Subject: Re: [harryproa] Re: Sunday sail
From: jerry freedomev
Date: 2/22/2006, 6:20 AM
To: harryproa@yahoogroups.com.au
Reply-to:
harryproa@yahoogroups.com.au

                Hi Robert and All,

Robert <cateran1949@yahoo.co.uk> wrote:
-If a crabclaw or lateen rig could be shunted as easily and safely I
would go for them.
 
        Why not? They are as easy to shunt as most other rigs. It depends on how you make them.
        If one was to use an A frame mast, you could just slide the base of the yard on a track fairly easily.
        And no reason they be slow as Steve Brown and I designed built the Java Cat with Steve doing the shape, layout and I doing the engineering details, used a lanteen rig on it and hit 25kts one night.
http://www.javacatcharters.com/
         While hard to see, it uses a low set mast that was designed to lower the mast easily as the owner lived behind a low bridge. But the mast was built from ply/epoxy in a foil shape and worked very well. We could raise, lower it in under 5 minutes singlehandedly.
         For proas, you put the A frame base inward of the mast and a track on the leaward deck just like a mainsheet traveler.
 
With carbon fibre yards and quality cut cloth,
      Why would one need carbon fiber? Wood/epoxy will do wonders and has worked well on the Java for 15 yrs now.

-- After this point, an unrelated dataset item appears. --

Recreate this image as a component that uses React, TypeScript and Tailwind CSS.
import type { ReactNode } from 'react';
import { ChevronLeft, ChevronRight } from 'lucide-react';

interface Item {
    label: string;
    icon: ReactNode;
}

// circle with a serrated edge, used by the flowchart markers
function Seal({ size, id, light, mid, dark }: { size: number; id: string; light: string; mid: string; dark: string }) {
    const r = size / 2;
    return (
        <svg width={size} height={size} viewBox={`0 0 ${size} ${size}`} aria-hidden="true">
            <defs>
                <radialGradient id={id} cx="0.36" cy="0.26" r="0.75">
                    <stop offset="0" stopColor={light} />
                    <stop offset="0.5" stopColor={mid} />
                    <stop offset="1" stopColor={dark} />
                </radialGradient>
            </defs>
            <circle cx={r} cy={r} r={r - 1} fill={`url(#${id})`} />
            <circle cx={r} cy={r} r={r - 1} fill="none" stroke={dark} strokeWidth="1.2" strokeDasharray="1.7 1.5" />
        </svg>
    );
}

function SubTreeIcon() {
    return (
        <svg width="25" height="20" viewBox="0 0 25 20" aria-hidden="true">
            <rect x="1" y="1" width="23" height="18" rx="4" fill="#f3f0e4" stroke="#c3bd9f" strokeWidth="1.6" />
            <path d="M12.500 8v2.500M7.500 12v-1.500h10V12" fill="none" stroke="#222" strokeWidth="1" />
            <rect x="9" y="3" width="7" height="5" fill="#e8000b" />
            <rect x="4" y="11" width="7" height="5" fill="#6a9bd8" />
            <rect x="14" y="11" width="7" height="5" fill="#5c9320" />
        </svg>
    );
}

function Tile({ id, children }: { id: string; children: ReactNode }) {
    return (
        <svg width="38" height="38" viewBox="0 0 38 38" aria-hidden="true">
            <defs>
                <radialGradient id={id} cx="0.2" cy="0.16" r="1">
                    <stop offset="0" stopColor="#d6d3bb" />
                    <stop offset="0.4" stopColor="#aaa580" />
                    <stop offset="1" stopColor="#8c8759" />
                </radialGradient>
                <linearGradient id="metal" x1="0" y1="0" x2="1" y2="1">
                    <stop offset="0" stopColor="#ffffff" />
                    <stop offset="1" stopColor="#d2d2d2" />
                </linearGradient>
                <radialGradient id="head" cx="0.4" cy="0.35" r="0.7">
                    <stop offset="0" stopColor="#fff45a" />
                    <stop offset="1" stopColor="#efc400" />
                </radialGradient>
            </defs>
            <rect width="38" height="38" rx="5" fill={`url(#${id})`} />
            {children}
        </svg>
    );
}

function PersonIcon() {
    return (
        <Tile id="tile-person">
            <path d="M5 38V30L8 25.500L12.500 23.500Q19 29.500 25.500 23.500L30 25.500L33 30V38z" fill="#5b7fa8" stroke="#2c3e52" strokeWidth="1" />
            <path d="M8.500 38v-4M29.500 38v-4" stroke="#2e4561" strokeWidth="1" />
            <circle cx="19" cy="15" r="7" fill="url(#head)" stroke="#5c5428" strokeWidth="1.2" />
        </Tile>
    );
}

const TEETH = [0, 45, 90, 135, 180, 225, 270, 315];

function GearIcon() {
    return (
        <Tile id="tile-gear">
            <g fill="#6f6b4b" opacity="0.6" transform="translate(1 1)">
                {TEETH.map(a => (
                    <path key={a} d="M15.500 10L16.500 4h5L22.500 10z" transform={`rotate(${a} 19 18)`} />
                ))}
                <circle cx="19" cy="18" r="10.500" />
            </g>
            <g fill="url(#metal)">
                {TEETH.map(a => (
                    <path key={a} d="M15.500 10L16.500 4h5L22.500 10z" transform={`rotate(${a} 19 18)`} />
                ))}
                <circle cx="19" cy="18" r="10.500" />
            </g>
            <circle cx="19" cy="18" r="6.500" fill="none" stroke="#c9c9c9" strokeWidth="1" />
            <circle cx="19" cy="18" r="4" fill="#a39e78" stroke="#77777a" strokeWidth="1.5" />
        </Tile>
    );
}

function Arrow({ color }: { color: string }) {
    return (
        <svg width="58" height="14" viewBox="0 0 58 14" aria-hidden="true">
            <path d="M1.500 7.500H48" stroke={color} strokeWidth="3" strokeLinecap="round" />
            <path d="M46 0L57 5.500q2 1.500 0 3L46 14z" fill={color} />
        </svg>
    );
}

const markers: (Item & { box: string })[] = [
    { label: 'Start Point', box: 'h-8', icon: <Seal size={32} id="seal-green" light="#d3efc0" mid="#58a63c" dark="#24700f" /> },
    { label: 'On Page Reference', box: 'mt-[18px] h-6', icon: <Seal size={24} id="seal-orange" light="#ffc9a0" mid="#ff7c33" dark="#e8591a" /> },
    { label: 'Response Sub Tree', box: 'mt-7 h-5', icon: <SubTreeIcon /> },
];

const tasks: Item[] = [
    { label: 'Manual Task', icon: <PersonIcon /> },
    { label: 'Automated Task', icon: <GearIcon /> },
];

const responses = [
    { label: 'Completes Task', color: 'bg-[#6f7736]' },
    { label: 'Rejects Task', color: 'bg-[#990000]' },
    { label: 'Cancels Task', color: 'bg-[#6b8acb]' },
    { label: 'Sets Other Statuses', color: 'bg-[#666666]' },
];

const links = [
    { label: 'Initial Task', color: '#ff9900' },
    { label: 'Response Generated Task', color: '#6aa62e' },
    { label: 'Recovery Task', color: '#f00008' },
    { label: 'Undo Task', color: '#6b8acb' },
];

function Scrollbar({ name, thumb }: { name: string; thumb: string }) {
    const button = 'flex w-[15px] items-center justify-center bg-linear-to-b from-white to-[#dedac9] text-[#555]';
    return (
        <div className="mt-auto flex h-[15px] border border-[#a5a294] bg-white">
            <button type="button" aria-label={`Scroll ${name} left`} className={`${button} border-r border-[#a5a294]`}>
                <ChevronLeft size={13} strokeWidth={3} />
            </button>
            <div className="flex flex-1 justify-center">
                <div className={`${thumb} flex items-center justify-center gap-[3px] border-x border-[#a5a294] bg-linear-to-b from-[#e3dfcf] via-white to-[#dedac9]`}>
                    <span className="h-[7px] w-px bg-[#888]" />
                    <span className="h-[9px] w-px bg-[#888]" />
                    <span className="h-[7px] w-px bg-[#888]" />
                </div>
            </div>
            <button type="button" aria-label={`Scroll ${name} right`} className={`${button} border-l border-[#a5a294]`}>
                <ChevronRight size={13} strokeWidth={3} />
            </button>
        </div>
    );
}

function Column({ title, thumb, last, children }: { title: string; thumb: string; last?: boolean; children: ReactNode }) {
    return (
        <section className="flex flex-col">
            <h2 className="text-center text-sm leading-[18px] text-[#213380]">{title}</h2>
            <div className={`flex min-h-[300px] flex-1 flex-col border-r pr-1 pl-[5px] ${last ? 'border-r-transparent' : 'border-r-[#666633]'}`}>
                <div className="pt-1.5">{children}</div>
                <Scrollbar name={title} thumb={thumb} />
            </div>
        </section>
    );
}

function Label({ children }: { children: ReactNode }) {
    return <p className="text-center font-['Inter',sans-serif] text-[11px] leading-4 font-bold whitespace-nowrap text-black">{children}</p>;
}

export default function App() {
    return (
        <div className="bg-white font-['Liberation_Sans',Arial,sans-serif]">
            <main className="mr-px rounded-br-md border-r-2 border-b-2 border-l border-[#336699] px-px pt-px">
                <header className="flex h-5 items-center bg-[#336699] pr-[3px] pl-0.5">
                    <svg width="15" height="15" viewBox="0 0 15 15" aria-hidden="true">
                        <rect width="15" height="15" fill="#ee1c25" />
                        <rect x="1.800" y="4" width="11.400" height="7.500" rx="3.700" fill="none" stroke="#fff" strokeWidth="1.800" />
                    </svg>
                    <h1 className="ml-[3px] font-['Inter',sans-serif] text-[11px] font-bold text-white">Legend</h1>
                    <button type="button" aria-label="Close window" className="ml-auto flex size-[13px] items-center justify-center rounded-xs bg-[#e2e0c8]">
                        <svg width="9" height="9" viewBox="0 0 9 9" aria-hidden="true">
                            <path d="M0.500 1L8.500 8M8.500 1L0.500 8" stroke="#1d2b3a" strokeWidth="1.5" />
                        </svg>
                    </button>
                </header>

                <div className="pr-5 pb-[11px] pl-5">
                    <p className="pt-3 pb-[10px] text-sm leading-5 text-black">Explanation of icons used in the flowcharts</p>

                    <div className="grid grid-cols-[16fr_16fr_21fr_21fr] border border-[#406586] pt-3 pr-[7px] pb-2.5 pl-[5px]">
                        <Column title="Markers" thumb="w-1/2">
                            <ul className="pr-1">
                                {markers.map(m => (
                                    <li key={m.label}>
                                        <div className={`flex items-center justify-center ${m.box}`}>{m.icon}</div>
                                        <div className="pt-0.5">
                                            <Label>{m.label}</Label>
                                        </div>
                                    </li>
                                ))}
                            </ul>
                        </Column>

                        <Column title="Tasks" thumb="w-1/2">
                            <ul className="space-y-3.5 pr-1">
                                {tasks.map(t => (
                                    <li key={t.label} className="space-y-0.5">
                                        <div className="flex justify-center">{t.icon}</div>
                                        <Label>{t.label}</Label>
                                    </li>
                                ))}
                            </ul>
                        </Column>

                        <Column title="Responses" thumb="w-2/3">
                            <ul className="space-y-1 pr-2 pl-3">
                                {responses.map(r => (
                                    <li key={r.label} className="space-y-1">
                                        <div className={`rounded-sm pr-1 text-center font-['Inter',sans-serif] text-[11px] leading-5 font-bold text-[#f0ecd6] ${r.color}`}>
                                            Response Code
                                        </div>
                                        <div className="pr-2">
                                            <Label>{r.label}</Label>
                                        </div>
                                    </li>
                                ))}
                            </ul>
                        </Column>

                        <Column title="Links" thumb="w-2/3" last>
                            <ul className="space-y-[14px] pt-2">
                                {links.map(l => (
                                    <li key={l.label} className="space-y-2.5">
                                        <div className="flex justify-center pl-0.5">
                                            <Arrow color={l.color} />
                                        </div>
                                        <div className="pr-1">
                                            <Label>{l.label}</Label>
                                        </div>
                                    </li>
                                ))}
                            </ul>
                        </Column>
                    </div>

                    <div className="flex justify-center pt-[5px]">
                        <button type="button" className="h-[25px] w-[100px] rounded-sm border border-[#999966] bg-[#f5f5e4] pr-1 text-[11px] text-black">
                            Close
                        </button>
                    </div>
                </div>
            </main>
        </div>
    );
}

A lanteen, Crab claw are inheritly low stress rigs and why they were used early.
      If I was doing a Harry Proa, I'd make a rotating wing mast of wood/epoxy that either had a stub on the bottom of it or fit over an upright stub coming up from the deck to pivot on.  
       And why would 2 smaller masts be harder to take down, put up that a larger single one?
 
they shouldn't point that much lower and they are a lifting rig to
avoid the perennial problem of a depressed lee bow that no amount of
prozac can fix.
I am more appreciating John Hitch's rigs on his personal catamarans
based on the mast way back and nothing but jibs.
      I can think of few rigs with higher loads and worse windward performance than 2 jibs alone going to weather.
 
The easy rig is starting to look better. Visionarry seemed to sail
pretty flat

Thankfully the effect of the depressed bow decreases for the same
speed as you get bigger.
 
         That's only true if you are lighter compared to the bows bouyancy.
 
 
This offsets the effect of human ballast
movement decreasing
Regards,
Robert

-- In harryproa@yahoogroups.com.au, carlos Solanilla
<carlosproacarlos@y...> wrote:
>
> I wonder how feaseable is to buid a una rig for shunting but with a
sliding mast base track so to avoid having a board. It would be
probably more inclined and the base of the sail with a high cut.
>
> dominiquebovey <dominiquebovey@y...> wrote:  Hi,
> all this looks as if the schooner rig efficiency is much less than
the
> one of the una rig. My feeling is that the forward sail disturbs the
> rear sail to the point the latter could actually be almost only drag
> and no propulsion.
 
        While in many mono's that may be true but in lightweight boats that can't go thru waves by weight, inertia, you must fall off somewhat and gain speed to get to windward fastest. So in these and most other points of sail, a 2 sail rig will beat out a single sail rig most of the time.
        Also lower aspect ratio sails on our bosts will usually beat high aspect ratio ones in all round performance. Plus they have much lower stresses, heeling moments making them much safer, easier to handle. 
 
                     Jerry Dycus
 

> I would really be interested to see an easy rig compared to the una,
> but I am starting to think it might not be much more efficient than
> the una. But hey, in racing even 0.1kn is something. On class C wing
> masts you almost always have "deflectors" in the wing mast leading
> edge, to force the air going faster on the extrados (depression
side)
> of the wing. In an easyrig the jib plays this role.